» What is required
Return all lines that include the string "this".

Collection entries:
::::::::

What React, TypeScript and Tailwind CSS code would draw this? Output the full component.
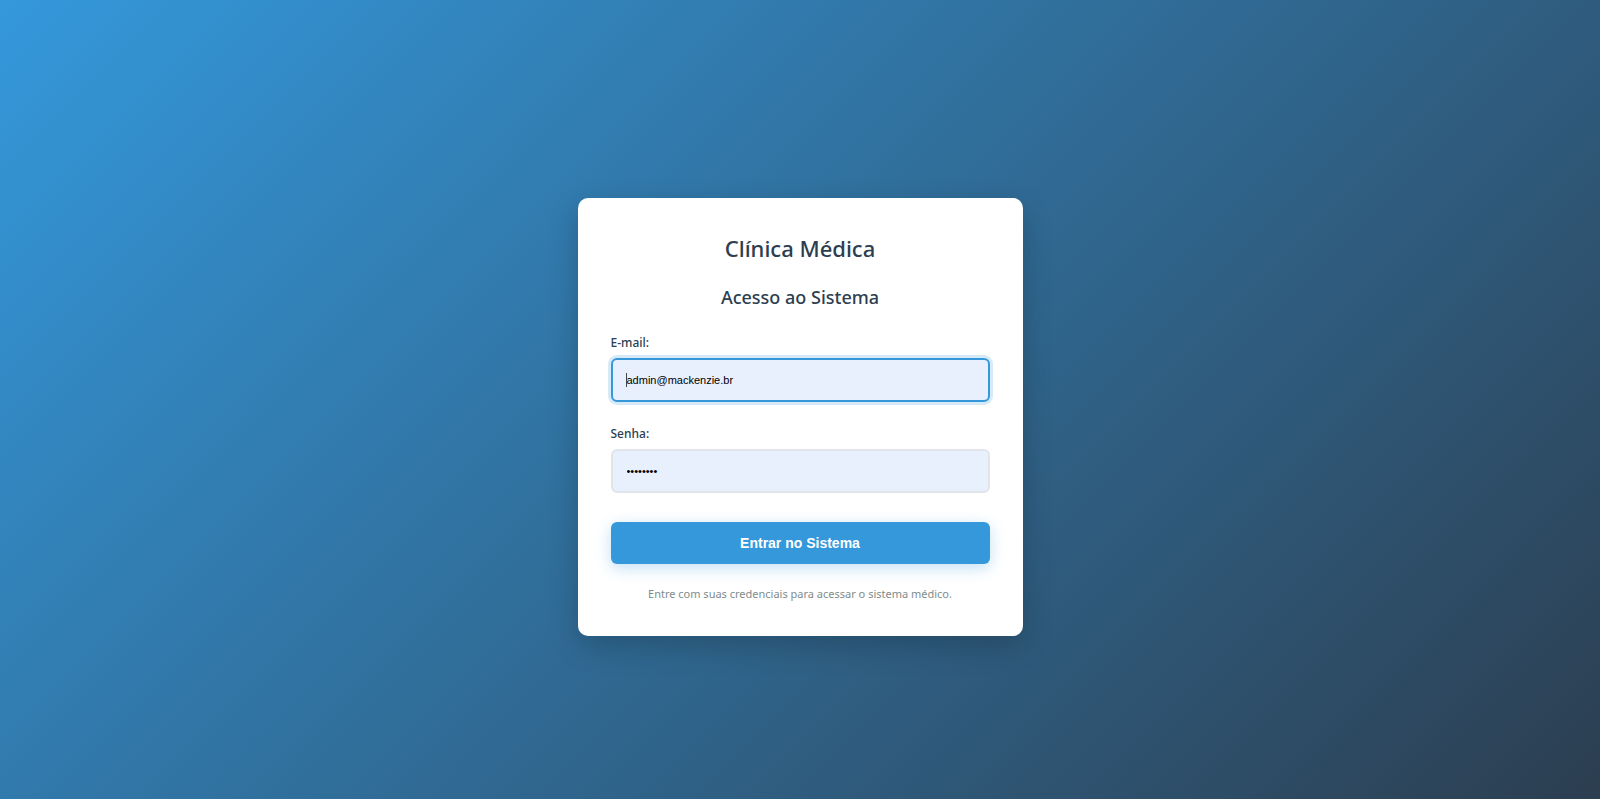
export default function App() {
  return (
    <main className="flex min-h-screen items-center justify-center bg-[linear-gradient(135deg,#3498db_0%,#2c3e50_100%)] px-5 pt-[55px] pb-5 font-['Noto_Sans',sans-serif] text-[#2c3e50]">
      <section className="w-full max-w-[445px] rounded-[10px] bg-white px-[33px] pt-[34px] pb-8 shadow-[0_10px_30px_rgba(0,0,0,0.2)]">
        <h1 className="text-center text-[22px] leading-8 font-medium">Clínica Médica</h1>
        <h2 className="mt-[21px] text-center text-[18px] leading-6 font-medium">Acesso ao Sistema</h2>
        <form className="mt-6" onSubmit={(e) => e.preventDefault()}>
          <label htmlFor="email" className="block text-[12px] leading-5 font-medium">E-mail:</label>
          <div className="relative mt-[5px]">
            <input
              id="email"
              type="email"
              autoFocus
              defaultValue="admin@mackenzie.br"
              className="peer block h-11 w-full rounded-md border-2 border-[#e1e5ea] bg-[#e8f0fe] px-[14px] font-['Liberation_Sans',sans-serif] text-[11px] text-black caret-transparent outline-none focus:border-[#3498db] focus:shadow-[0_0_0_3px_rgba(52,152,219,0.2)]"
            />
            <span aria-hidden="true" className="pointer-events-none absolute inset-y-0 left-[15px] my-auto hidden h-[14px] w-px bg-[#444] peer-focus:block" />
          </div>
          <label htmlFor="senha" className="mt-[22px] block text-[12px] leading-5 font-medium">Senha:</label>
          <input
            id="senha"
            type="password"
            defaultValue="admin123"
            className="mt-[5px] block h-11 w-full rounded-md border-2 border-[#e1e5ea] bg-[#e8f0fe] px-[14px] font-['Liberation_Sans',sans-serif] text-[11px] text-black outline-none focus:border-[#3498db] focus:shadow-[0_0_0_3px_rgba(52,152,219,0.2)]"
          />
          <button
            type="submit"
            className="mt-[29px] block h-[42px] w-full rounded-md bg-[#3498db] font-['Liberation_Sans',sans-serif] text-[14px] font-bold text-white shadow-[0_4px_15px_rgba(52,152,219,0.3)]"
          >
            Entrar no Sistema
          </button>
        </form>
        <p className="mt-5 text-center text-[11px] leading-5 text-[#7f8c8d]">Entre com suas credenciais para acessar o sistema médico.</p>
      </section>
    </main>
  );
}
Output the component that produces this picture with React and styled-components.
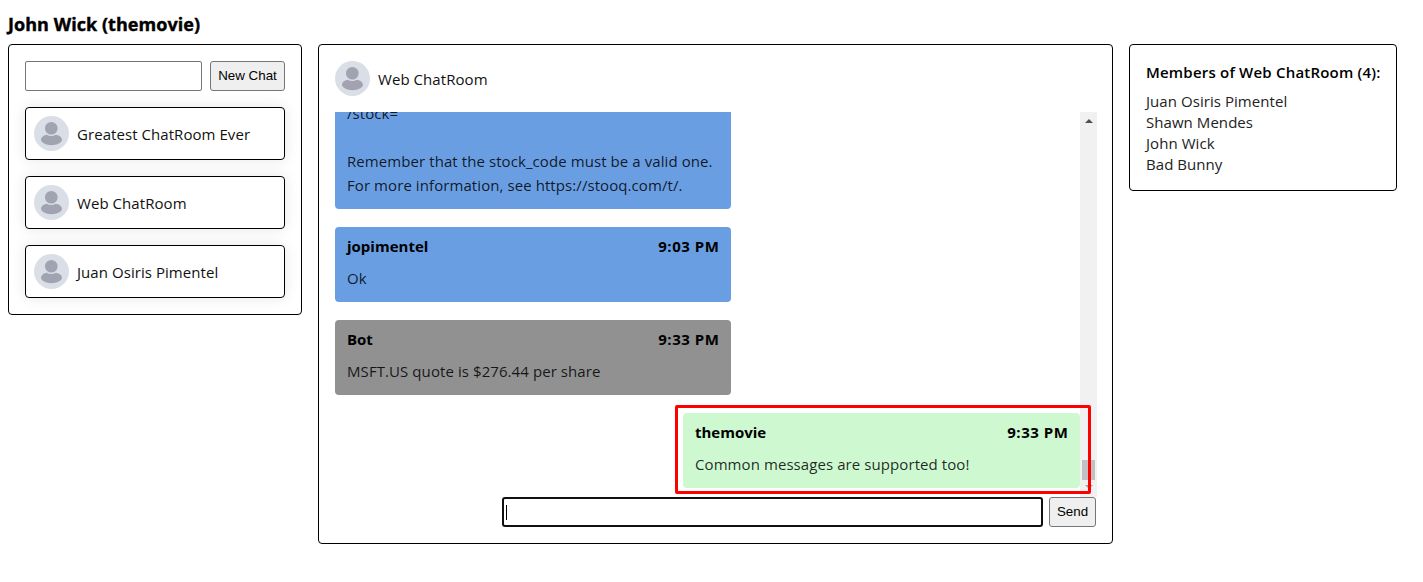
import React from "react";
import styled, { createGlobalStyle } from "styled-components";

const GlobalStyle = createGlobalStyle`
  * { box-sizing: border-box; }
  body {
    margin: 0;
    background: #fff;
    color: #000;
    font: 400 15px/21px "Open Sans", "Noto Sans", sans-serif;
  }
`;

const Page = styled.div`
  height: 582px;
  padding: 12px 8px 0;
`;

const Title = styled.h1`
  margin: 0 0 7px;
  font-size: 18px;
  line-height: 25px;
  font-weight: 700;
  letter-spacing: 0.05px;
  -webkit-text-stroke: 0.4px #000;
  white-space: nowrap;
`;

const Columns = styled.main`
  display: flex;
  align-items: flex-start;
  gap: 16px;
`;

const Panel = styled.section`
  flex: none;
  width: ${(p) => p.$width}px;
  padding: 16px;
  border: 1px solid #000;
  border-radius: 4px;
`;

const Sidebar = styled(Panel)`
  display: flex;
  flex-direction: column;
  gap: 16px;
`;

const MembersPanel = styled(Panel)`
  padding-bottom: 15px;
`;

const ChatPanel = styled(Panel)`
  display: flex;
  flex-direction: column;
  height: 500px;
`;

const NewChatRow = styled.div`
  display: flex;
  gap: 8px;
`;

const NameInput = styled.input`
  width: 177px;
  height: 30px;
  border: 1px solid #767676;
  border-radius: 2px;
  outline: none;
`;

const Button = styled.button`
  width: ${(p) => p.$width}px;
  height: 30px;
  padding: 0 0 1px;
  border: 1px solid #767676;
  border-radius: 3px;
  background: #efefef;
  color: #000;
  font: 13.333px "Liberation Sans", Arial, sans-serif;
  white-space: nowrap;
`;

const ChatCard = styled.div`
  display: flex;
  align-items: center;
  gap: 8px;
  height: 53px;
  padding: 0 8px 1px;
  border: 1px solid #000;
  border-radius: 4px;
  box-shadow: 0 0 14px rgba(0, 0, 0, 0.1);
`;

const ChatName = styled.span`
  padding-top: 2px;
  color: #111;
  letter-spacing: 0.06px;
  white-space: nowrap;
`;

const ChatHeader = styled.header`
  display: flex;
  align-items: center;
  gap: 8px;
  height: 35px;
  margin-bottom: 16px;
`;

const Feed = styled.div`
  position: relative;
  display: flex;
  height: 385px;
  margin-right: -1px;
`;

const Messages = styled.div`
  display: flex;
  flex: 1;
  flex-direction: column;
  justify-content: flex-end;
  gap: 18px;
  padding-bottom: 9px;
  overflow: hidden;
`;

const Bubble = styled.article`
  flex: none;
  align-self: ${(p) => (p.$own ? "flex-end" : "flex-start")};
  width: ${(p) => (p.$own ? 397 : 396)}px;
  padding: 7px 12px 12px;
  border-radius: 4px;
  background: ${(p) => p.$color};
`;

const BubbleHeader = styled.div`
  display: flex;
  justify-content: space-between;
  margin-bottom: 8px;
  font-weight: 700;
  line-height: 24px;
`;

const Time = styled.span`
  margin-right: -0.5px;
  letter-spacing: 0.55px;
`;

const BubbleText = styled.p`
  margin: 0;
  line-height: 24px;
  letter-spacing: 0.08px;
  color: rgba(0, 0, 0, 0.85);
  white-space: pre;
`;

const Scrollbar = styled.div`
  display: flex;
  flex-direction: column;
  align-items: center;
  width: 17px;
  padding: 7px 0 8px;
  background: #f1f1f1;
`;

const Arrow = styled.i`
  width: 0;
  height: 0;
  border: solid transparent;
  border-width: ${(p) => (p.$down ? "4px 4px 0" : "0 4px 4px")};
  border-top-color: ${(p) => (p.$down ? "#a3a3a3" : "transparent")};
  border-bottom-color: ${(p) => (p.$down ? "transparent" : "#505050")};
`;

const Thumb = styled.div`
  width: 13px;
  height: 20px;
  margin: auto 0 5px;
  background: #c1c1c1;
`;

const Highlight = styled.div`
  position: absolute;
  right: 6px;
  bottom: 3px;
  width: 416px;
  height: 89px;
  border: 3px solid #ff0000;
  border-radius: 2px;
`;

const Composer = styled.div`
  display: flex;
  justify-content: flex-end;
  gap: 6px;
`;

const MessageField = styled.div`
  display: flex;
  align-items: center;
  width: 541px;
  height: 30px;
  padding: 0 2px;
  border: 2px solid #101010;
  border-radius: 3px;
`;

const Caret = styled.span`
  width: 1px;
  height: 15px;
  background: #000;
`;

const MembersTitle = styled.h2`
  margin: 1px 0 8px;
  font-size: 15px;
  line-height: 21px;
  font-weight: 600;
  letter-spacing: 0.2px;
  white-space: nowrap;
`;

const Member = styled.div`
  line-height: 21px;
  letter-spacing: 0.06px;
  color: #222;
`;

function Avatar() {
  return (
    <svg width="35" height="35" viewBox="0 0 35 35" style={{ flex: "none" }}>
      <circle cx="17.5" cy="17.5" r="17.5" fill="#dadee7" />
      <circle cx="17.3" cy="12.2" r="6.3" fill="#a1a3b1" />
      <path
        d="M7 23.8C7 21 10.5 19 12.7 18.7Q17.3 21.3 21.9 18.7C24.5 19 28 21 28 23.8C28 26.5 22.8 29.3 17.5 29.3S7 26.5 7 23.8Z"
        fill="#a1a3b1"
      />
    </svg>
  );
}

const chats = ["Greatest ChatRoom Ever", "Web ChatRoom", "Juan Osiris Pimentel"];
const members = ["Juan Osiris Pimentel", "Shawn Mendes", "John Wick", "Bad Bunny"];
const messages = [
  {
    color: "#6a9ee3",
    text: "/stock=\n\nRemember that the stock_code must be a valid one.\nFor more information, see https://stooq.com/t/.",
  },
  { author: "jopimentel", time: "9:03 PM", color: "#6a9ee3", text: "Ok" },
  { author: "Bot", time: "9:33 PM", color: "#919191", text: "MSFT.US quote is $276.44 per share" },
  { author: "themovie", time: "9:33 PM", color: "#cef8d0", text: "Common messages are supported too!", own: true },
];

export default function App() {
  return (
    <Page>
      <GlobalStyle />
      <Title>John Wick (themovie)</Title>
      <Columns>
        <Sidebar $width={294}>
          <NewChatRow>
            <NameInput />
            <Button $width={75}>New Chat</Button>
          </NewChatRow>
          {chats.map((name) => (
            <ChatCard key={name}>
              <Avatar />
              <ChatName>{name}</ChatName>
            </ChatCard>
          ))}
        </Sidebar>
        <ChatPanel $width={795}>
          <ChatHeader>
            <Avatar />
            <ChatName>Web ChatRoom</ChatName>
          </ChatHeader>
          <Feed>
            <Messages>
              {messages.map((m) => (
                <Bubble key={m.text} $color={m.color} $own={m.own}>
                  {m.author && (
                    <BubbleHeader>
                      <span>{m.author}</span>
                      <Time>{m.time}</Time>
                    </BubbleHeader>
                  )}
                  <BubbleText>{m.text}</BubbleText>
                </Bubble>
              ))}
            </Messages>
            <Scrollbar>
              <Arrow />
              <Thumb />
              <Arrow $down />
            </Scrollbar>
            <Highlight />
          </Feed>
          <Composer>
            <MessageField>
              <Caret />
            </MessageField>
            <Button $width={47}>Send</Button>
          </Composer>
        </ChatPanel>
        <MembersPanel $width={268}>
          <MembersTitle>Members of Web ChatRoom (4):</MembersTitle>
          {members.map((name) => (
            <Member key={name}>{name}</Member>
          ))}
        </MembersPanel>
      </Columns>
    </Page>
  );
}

::::::::

» Final result
What React, TypeScript and Tailwind CSS code would draw this? Output the full component.
Output the component that produces this picture with React and styled-components.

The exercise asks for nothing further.